Task objective ▸ Which lines below hold the word "React"? Report each one.

Information supplied ▸
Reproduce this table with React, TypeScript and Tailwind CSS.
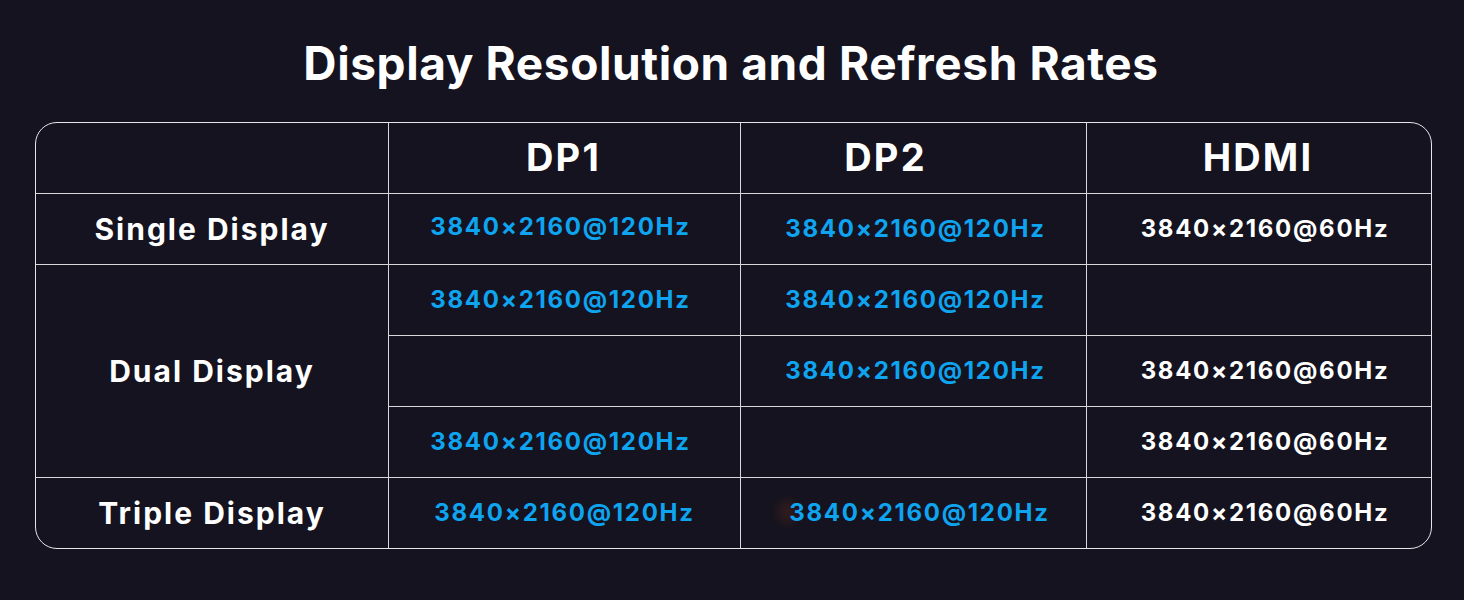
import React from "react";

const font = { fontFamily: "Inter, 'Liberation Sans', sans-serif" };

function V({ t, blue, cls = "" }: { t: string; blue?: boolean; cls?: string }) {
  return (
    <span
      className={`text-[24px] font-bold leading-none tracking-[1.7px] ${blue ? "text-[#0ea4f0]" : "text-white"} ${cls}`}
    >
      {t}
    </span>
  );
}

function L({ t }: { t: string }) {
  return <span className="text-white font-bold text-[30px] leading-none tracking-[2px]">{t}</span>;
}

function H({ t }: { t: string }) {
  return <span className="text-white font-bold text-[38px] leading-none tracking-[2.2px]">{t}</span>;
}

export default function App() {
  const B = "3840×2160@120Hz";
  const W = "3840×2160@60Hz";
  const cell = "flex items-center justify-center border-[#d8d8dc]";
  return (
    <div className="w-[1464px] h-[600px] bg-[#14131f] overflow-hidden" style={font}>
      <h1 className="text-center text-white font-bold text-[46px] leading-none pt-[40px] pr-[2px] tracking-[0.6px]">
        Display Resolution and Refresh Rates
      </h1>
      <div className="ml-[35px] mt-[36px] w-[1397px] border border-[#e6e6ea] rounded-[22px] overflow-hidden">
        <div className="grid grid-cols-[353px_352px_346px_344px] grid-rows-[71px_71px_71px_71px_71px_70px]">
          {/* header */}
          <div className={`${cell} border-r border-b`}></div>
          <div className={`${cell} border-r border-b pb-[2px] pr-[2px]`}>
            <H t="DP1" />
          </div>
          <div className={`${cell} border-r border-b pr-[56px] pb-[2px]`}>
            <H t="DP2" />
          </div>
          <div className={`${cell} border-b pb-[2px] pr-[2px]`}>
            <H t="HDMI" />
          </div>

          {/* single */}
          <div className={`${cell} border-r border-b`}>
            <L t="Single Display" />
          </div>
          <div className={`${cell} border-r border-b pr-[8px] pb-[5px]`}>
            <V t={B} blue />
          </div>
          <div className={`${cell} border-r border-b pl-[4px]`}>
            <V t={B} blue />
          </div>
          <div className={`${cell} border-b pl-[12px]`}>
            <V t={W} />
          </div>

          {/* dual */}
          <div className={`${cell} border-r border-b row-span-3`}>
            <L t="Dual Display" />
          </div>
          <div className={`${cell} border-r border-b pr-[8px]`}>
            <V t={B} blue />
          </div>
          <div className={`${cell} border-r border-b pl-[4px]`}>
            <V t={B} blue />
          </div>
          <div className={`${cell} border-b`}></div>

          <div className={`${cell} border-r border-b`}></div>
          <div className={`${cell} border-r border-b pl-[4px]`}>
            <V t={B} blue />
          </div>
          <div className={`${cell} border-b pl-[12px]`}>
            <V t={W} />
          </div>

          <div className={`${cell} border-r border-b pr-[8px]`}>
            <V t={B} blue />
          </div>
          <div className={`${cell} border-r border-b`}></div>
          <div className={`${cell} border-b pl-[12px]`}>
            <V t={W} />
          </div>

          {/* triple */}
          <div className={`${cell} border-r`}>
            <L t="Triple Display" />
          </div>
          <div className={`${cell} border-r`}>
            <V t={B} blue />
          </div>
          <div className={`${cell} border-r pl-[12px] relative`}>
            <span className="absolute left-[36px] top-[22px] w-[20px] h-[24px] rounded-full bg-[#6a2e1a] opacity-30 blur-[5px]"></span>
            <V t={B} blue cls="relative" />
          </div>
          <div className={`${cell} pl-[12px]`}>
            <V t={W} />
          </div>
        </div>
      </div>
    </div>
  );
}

Answer to the problem ▸
Reproduce this table with React, TypeScript and Tailwind CSS.
import React from "react";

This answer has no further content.